PROBLEM DESCRIPTION –
In this exercise, return the whole listing exactly, excluding any images.
================
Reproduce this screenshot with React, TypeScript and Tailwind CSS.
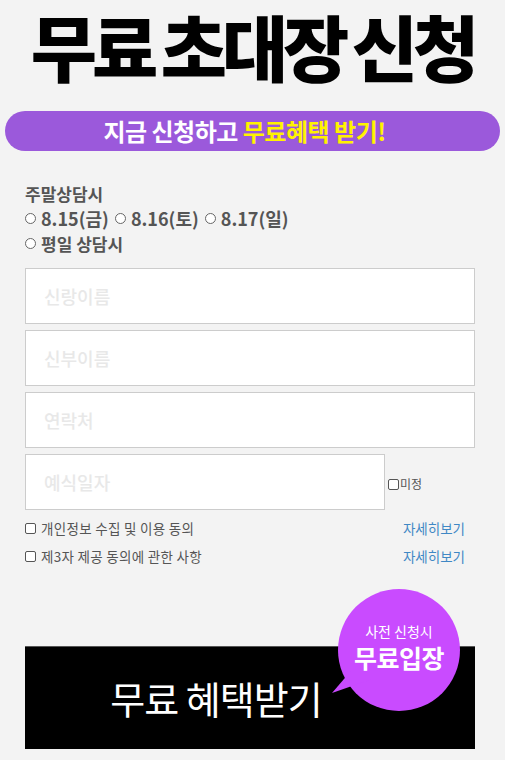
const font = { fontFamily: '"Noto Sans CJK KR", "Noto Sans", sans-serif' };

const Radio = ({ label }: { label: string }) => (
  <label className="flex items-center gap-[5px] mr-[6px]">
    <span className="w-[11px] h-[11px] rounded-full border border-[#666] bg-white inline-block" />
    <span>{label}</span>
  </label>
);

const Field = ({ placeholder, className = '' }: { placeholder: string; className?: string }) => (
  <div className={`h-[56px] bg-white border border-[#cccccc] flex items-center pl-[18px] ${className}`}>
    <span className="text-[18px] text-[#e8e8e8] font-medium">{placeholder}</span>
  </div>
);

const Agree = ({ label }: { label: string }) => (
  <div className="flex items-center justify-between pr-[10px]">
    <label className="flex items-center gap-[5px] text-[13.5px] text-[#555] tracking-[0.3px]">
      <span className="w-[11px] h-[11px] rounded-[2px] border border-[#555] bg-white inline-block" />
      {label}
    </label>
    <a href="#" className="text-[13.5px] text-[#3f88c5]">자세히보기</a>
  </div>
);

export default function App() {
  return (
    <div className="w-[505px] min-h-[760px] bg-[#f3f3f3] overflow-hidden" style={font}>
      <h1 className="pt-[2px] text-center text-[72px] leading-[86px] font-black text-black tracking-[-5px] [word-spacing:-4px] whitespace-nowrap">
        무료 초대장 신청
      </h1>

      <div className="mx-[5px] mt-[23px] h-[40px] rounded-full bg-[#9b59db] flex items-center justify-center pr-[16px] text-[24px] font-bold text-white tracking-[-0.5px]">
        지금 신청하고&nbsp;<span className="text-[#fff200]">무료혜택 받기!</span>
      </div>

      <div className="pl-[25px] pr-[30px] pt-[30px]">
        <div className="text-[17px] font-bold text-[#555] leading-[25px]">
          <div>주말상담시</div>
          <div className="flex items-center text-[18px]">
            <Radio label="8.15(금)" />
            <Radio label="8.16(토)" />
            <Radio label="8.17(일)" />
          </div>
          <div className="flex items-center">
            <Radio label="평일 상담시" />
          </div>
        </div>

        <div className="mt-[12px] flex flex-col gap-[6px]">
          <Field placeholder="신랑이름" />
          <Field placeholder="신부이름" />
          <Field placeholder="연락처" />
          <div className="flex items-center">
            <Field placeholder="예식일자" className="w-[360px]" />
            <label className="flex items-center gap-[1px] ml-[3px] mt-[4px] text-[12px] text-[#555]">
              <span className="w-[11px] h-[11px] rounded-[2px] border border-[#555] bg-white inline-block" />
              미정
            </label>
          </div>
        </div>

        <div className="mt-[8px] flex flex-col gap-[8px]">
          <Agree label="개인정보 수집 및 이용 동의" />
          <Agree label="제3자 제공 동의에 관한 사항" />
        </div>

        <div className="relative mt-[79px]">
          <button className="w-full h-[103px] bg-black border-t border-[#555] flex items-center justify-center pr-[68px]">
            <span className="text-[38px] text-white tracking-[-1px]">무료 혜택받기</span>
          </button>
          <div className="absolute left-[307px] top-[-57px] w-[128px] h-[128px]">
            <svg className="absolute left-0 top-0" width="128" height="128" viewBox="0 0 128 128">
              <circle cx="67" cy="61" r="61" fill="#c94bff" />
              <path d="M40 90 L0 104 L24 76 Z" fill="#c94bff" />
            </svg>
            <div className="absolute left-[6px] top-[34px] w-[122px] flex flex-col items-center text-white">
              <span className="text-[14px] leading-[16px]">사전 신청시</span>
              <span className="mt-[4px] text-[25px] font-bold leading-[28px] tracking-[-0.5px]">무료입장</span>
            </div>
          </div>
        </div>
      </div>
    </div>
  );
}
================
OUTPUT FOR THIS TASK –
Reproduce this screenshot with React, TypeScript and Tailwind CSS.
const font = { fontFamily: '"Noto Sans CJK KR", "Noto Sans", sans-serif' };

const Radio = ({ label }: { label: string }) => (
  <label className="flex items-center gap-[5px] mr-[6px]">
    <span className="w-[11px] h-[11px] rounded-full border border-[#666] bg-white inline-block" />
    <span>{label}</span>
  </label>
);

const Field = ({ placeholder, className = '' }: { placeholder: string; className?: string }) => (
  <div className={`h-[56px] bg-white border border-[#cccccc] flex items-center pl-[18px] ${className}`}>
    <span className="text-[18px] text-[#e8e8e8] font-medium">{placeholder}</span>
  </div>
);

const Agree = ({ label }: { label: string }) => (
  <div className="flex items-center justify-between pr-[10px]">
    <label className="flex items-center gap-[5px] text-[13.5px] text-[#555] tracking-[0.3px]">
      <span className="w-[11px] h-[11px] rounded-[2px] border border-[#555] bg-white inline-block" />
      {label}
    </label>
    <a href="#" className="text-[13.5px] text-[#3f88c5]">자세히보기</a>
  </div>
);

export default function App() {
  return (
    <div className="w-[505px] min-h-[760px] bg-[#f3f3f3] overflow-hidden" style={font}>
      <h1 className="pt-[2px] text-center text-[72px] leading-[86px] font-black text-black tracking-[-5px] [word-spacing:-4px] whitespace-nowrap">
        무료 초대장 신청
      </h1>

      <div className="mx-[5px] mt-[23px] h-[40px] rounded-full bg-[#9b59db] flex items-center justify-center pr-[16px] text-[24px] font-bold text-white tracking-[-0.5px]">
        지금 신청하고&nbsp;<span className="text-[#fff200]">무료혜택 받기!</span>
      </div>

      <div className="pl-[25px] pr-[30px] pt-[30px]">
        <div className="text-[17px] font-bold text-[#555] leading-[25px]">
          <div>주말상담시</div>
          <div className="flex items-center text-[18px]">
            <Radio label="8.15(금)" />
            <Radio label="8.16(토)" />
            <Radio label="8.17(일)" />
          </div>
          <div className="flex items-center">
            <Radio label="평일 상담시" />
          </div>
        </div>

        <div className="mt-[12px] flex flex-col gap-[6px]">
          <Field placeholder="신랑이름" />
          <Field placeholder="신부이름" />
          <Field placeholder="연락처" />
          <div className="flex items-center">
            <Field placeholder="예식일자" className="w-[360px]" />
            <label className="flex items-center gap-[1px] ml-[3px] mt-[4px] text-[12px] text-[#555]">
              <span className="w-[11px] h-[11px] rounded-[2px] border border-[#555] bg-white inline-block" />
              미정
            </label>
          </div>
        </div>

        <div className="mt-[8px] flex flex-col gap-[8px]">
          <Agree label="개인정보 수집 및 이용 동의" />
          <Agree label="제3자 제공 동의에 관한 사항" />
        </div>

        <div className="relative mt-[79px]">
          <button className="w-full h-[103px] bg-black border-t border-[#555] flex items-center justify-center pr-[68px]">
            <span className="text-[38px] text-white tracking-[-1px]">무료 혜택받기</span>
          </button>
          <div className="absolute left-[307px] top-[-57px] w-[128px] h-[128px]">
            <svg className="absolute left-0 top-0" width="128" height="128" viewBox="0 0 128 128">
              <circle cx="67" cy="61" r="61" fill="#c94bff" />
              <path d="M40 90 L0 104 L24 76 Z" fill="#c94bff" />
            </svg>
            <div className="absolute left-[6px] top-[34px] w-[122px] flex flex-col items-center text-white">
              <span className="text-[14px] leading-[16px]">사전 신청시</span>
              <span className="mt-[4px] text-[25px] font-bold leading-[28px] tracking-[-0.5px]">무료입장</span>
            </div>
          </div>
        </div>
      </div>
    </div>
  );
}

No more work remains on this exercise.